──────── Dataset content

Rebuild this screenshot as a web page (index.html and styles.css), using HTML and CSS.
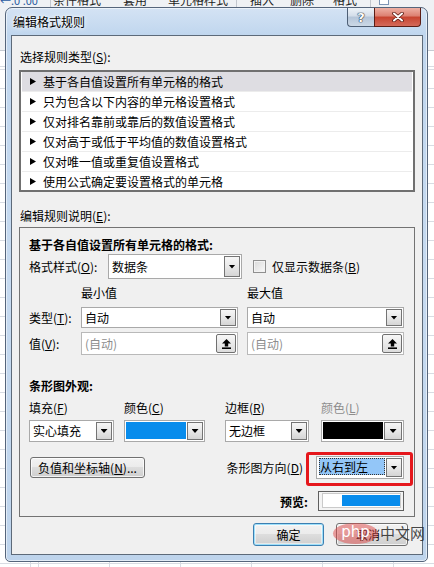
FILE: index.html
```html
<!DOCTYPE html>
<html lang="zh-CN">
<head>
<meta charset="utf-8">
<title>编辑格式规则</title>
<link rel="stylesheet" href="styles.css">
</head>
<body>
<div class="desk">
  <div class="ribbon">
    <div class="rb-row">
      <span class="rb-num">←.0 .00</span>
      <span class="rb-sep sep1"></span>
      <span class="rb-t t1">条件格式</span>
      <span class="rb-t t2">套用</span>
      <span class="rb-t t3">单元格样式</span>
      <span class="rb-sep sep2"></span>
      <span class="rb-t t4">插入</span>
      <span class="rb-t t5">删除</span>
      <span class="rb-t t6">格式</span>
      <span class="rb-sep sep3"></span>
      <span class="rb-icon"></span>
    </div>
  </div>
  <div class="sheet"></div>

  <div class="window">
    <div class="titlebar">
      <span class="title">编辑格式规则</span>
      <div class="caps">
        <span class="cap help">?</span>
        <span class="cap close">
          <svg width="12" height="10" viewBox="0 0 12 10">
            <path d="M2 1.5 L10 8.5 M10 1.5 L2 8.5" stroke="#5a1a12" stroke-width="3.6" stroke-linecap="round" fill="none"/>
            <path d="M2 1.5 L10 8.5 M10 1.5 L2 8.5" stroke="#ffffff" stroke-width="2" stroke-linecap="round" fill="none"/>
          </svg>
        </span>
      </div>
    </div>
    <div class="client">
      <div class="lbl sec1">选择规则类型(<u>S</u>):</div>
      <ul class="rule-list">
        <li class="sel"><i class="tri"></i>基于各自值设置所有单元格的格式</li>
        <li><i class="tri"></i>只为包含以下内容的单元格设置格式</li>
        <li><i class="tri"></i>仅对排名靠前或靠后的数值设置格式</li>
        <li><i class="tri"></i>仅对高于或低于平均值的数值设置格式</li>
        <li><i class="tri"></i>仅对唯一值或重复值设置格式</li>
        <li><i class="tri"></i>使用公式确定要设置格式的单元格</li>
      </ul>
      <div class="lbl sec2">编辑规则说明(<u>E</u>):</div>
      <div class="group">
        <div class="head">基于各自值设置所有单元格的格式:</div>
        <div class="row rowB">
          <span class="lab-style">格式样式(<u>O</u>):</span>
          <div class="combo cb-style"><span class="ctext">数据条</span><span class="arrow"></span></div>
          <span class="chk"></span>
          <span class="chk-lab">仅显示数据条(<u>B</u>)</span>
        </div>
        <div class="mm rowC">
          <span></span><span>最小值</span><span>最大值</span>
        </div>
        <div class="mm rowD">
          <span>类型(<u>T</u>):</span>
          <div class="combo"><span class="ctext">自动</span><span class="arrow"></span></div>
          <div class="combo"><span class="ctext">自动</span><span class="arrow"></span></div>
        </div>
        <div class="mm rowE">
          <span>值(<u>V</u>):</span>
          <div class="field"><span class="ftext">(自动)</span><span class="upbtn"><svg width="9" height="10" viewBox="0 0 9 10"><path d="M4.5 0 L9 4.5 H6.2 V7.6 H2.8 V4.5 H0 Z" fill="#000"/><rect x="0" y="8.4" width="9" height="1.6" fill="#000"/></svg></span></div>
          <div class="field"><span class="ftext">(自动)</span><span class="upbtn"><svg width="9" height="10" viewBox="0 0 9 10"><path d="M4.5 0 L9 4.5 H6.2 V7.6 H2.8 V4.5 H0 Z" fill="#000"/><rect x="0" y="8.4" width="9" height="1.6" fill="#000"/></svg></span></div>
        </div>
        <div class="head headF">条形图外观:</div>
        <div class="app rowG">
          <span>填充(<u>F</u>)</span><span>颜色(<u>C</u>)</span><span>边框(<u>R</u>)</span><span class="dis">颜色(<u>L</u>)</span>
        </div>
        <div class="app rowH">
          <div class="combo w85"><span class="ctext">实心填充</span><span class="arrow"></span></div>
          <div class="ccombo w81"><span class="swatch blue"></span><span class="arrow"></span></div>
          <div class="combo w84"><span class="ctext">无边框</span><span class="arrow"></span></div>
          <div class="ccombo w83"><span class="swatch black"></span><span class="arrow"></span></div>
        </div>
        <div class="row rowI">
          <button class="btn btn-neg">负值和坐标轴(<u>N</u>)...</button>
          <span class="dir-lab">条形图方向(<u>D</u>)</span>
          <div class="combo dcombo"><span class="ctext"><span class="seltext">从右到左</span></span><span class="arrow"></span></div>
        </div>
        <div class="row rowJ">
          <span class="pv-lab">预览:</span>
          <div class="preview"><div class="pv-in"><span class="pv-bar"></span></div></div>
        </div>
      </div>
      <div class="footer">
        <button class="btn btn-ok">确定</button>
        <button class="btn btn-cancel">取消</button>
      </div>
    </div>
  </div>
  <div class="watermark"><span class="wm-php">php</span><span class="wm-cn">中文网</span></div>
</div>
</body>
</html>
```
FILE: styles.css
```css
* { box-sizing: border-box; }
html, body { margin: 0; padding: 0; }
body {
  font-family: "Noto Sans CJK SC", "Microsoft YaHei", sans-serif;
  font-size: 12px;
  color: #000;
  background: #fff;
}
u { text-decoration: underline; text-underline-offset: 1px; }

.desk {
  position: relative;
  width: 434px;
  height: 567px;
  overflow: hidden;
  background: #fff;
}

/* background excel ribbon */
.ribbon {
  height: 51px;
  background: #eff1f4;
  border-bottom: 1px solid #c6cbd2;
  overflow: hidden;
}
.rb-row {
  display: flex;
  align-items: flex-start;
  margin-top: -8px;
  height: 24px;
  line-height: 16px;
  white-space: nowrap;
  color: #1e1e1e;
}
.rb-num { width: 35px; color: #2a5aa0; font-size: 11px; }
.rb-sep { width: 1px; height: 24px; background: #c3c7ce; }
.sep1 { margin-left: 15px; }
.t1 { margin-left: 2px; }
.t2 { margin-left: 22px; }
.t3 { margin-left: 21px; }
.sep2 { margin-left: 8px; }
.t4 { margin-left: 13px; }
.t5 { margin-left: 16px; }
.t6 { margin-left: 19px; }
.sep3 { margin-left: 13px; }
.rb-icon {
  margin: 3px 0 0 8px;
  width: 10px; height: 10px;
  border: 1px solid #7d95b5;
  background: #fff;
}

.sheet {
  height: 516px;
  background-color: #fff;
  background-image:
    repeating-linear-gradient(to right, #d8dce3 0 1px, transparent 1px 71px),
    repeating-linear-gradient(to bottom, #d8dce3 0 1px, transparent 1px 19px);
  background-position: 38px 0, 0 18px;
}

/* dialog window */
.window {
  position: absolute;
  left: 5px;
  top: 7px;
  width: 423px;
  height: 555px;
  border: 1px solid #55657b;
  border-radius: 7px 7px 5px 5px;
  background: linear-gradient(to bottom, #d4e3f4 0, #c0d6ee 27px, #c6daf0 50%, #bed4ec 100%);
  box-shadow: inset 0 0 0 1px rgba(255,255,255,.55);
  padding: 0 4px 6px 5px;
  display: flex;
  flex-direction: column;
}
.titlebar {
  height: 27px;
  flex-shrink: 0;
  display: flex;
  align-items: flex-start;
}
.title {
  margin: 6px 0 0 2px;
  line-height: 16px;
  text-shadow: 0 0 6px #fff, 0 0 3px #fff;
}
.caps {
  margin-left: auto;
  margin-right: 2px;
  display: flex;
}
.cap {
  height: 19px;
  display: flex;
  align-items: center;
  justify-content: center;
  border: 1px solid #4e5f75;
  border-top: none;
}
.help {
  width: 27px;
  border-right: none;
  border-radius: 0 0 0 4px;
  background: linear-gradient(to bottom, #eef3f8 0, #d3dde9 45%, #b5c5d8 50%, #cbd8e6 100%);
  color: #fff;
  font-family: "DejaVu Sans", sans-serif;
  font-weight: bold;
  font-size: 13px;
  text-shadow: 0 0 1px #1d2a3b, 0 0 1px #1d2a3b, 0 0 1px #1d2a3b;
}
.close {
  width: 47px;
  border-color: #5b1d15;
  border-radius: 0 0 4px 0;
  background: linear-gradient(to bottom, #eeb0a4 0, #dc7f70 45%, #c7432f 50%, #d46a5a 100%);
}

.client {
  flex: 1;
  background: #f0f0f0;
  border: 1px solid #5d6a79;
}
.lbl { line-height: 16px; padding-left: 8px; }
.sec1 { margin-top: 13px; }
.sec2 { margin-top: 16px; }

.rule-list {
  list-style: none;
  margin: 5px 0 0 7px;
  width: 396px;
  height: 122px;
  overflow: hidden;
  border: 2px solid #707070;
  background: #fff;
  padding: 0 1px;
}
.rule-list li {
  height: 20px;
  border-bottom: 1px solid #ececec;
  padding-left: 8px;
  display: flex;
  align-items: center;
  white-space: nowrap;
}
.rule-list li.sel { background: #dedde2; }
.tri {
  width: 6px;
  height: 7px;
  background: #000;
  clip-path: polygon(0 0, 100% 50%, 0 100%);
  margin-right: 7px;
}

/* group box */
.group {
  margin: 3px 0 0 7px;
  width: 396px;
  border: 1px solid #737373;
  padding: 9px 10px 5px 9px;
}
.head { font-weight: bold; line-height: 16px; white-space: nowrap; }
.headF { margin-top: 23px; }
.row { display: flex; align-items: center; white-space: nowrap; }

.rowB { height: 25px; margin-top: 1px; }
.lab-style { width: 79px; flex: none; }
.cb-style { width: 134px; height: 25px; }
.chk {
  width: 13px;
  height: 13px;
  margin-left: 11px;
  border: 1px solid #8f8f8f;
  background: linear-gradient(135deg, #d9d9d9, #f9f9f9);
  box-shadow: inset 0 0 0 1px #f2f2f2;
}
.chk-lab { margin-left: 6px; }

.mm {
  display: grid;
  grid-template-columns: 43px 157px 157px;
  column-gap: 9px;
  align-items: center;
  white-space: nowrap;
}
.rowC { height: 16px; margin-top: 6px; line-height: 16px; }
.rowD { height: 21px; margin-top: 6px; }
.rowD .combo { height: 21px; }
.rowE { height: 23px; margin-top: 4px; }

.combo {
  display: flex;
  background: #fff;
  border: 1px solid #a9a9a9;
  padding: 1px;
}
.ctext {
  flex: 1;
  display: flex;
  align-items: center;
  padding-left: 2px;
  white-space: nowrap;
  overflow: hidden;
  line-height: 16px;
}
.arrow {
  flex: 0 0 16px;
  border: 1px solid #747474;
  background: linear-gradient(to bottom, #f6f6f6 0, #e8e8e8 50%, #d5d5d5 100%);
  display: flex;
  align-items: center;
  justify-content: center;
}
.arrow::before {
  content: "";
  width: 7px;
  height: 4px;
  background: #000;
  clip-path: polygon(0 0, 100% 0, 50% 100%);
}

.field {
  display: flex;
  height: 23px;
  background: #fff;
  border: 1px solid #b9b9b9;
  padding: 1px;
}
.ftext {
  flex: 1;
  display: flex;
  align-items: center;
  padding-left: 2px;
  color: #8d8d8d;
}
.upbtn {
  flex: 0 0 20px;
  border: 1px solid #707070;
  border-radius: 2px;
  background: linear-gradient(to bottom, #f7f7f7, #dcdcdc);
  display: flex;
  align-items: center;
  justify-content: center;
}

.app {
  display: grid;
  grid-template-columns: 95px 101px 96px 83px;
  align-items: center;
  white-space: nowrap;
}
.rowG { height: 16px; margin-top: 6px; line-height: 16px; }
.dis { color: #8d8d8d; }
.rowH { height: 22px; margin-top: 4px; }
.rowH > div { height: 22px; }
.w85 { width: 85px; }
.w81 { width: 81px; }
.w84 { width: 84px; }
.w83 { width: 83px; }
.ccombo {
  display: flex;
  background: #fff;
  border: 1px solid #a9a9a9;
  padding: 1px;
}
.swatch { width: 60px; margin: 0 1px 1px 0; }
.swatch.blue { background: #088cec; }
.swatch.black { background: #000; }
.ccombo .arrow { flex: 1; }

.rowI { height: 23px; margin-top: 14px; }
.btn {
  font: inherit;
  color: #000;
  padding: 0;
  border: 1px solid #707070;
  border-radius: 3px;
  background: linear-gradient(to bottom, #f2f2f2 0, #ebebeb 50%, #dddddd 50%, #cfcfcf 100%);
  box-shadow: inset 0 0 0 1px rgba(255,255,255,.75);
  white-space: nowrap;
}
.btn-neg { width: 115px; height: 21px; margin-left: 1px; line-height: 17px; }
.dir-lab { margin-left: auto; margin-right: 13px; }
.dcombo { width: 88px; height: 23px; position: relative; }
.dcombo .ctext { padding: 0 1px 2px 1px; align-items: stretch; }
.seltext {
  flex: 1;
  display: flex;
  align-items: center;
  padding-left: 1px;
  background: #93c6f8;
  outline: 1px dotted #333;
  outline-offset: -1px;
}
.dcombo::after {
  content: "";
  position: absolute;
  top: -5px;
  bottom: -8px;
  left: -11px;
  right: -10px;
  border: 3px solid #e5171c;
  border-radius: 3px;
}

.rowJ { height: 20px; margin-top: 12px; justify-content: flex-end; }
.pv-lab { font-weight: bold; margin-right: 10px; }
.preview {
  width: 86px;
  height: 20px;
  border: 1px solid #5f5f5f;
  padding: 1px 2px 2px 3px;
  background: #f4f4f4;
}
.pv-in {
  height: 100%;
  border: 1px solid #cacaca;
  background: #fff;
  display: flex;
  justify-content: flex-end;
  padding: 1px 0;
}
.pv-bar { width: 58px; background: #088cec; }

.footer {
  display: flex;
  justify-content: flex-end;
  gap: 12px;
  margin-top: 6px;
  padding-right: 14px;
}
.btn-ok, .btn-cancel { height: 23px; line-height: 19px; }
.btn-ok {
  width: 71px;
  border-color: #3c7fb1;
  box-shadow: inset 0 0 0 1px #9ee0fb, inset 0 0 0 2px rgba(255,255,255,.5);
}
.btn-cancel { width: 72px; padding-right: 8px; }

/* watermark overlay */
.watermark {
  position: absolute;
  left: 333px;
  top: 522px;
  display: flex;
  align-items: center;
  height: 22px;
}
.wm-php {
  width: 45px;
  height: 21px;
  border-radius: 50%;
  background: rgba(222, 70, 70, 0.5);
  color: #fff;
  font-family: "DejaVu Sans", sans-serif;
  font-size: 15px;
  line-height: 19px;
  text-align: center;
}
.wm-cn {
  margin-left: 2px;
  font-size: 15px;
  line-height: 20px;
  color: rgba(40, 40, 40, 0.85);
}
```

────────────────

▸ Your task
Each line that has the word "index" counts once. How many such lines are in the data? Give the number alone.

▸ Response
2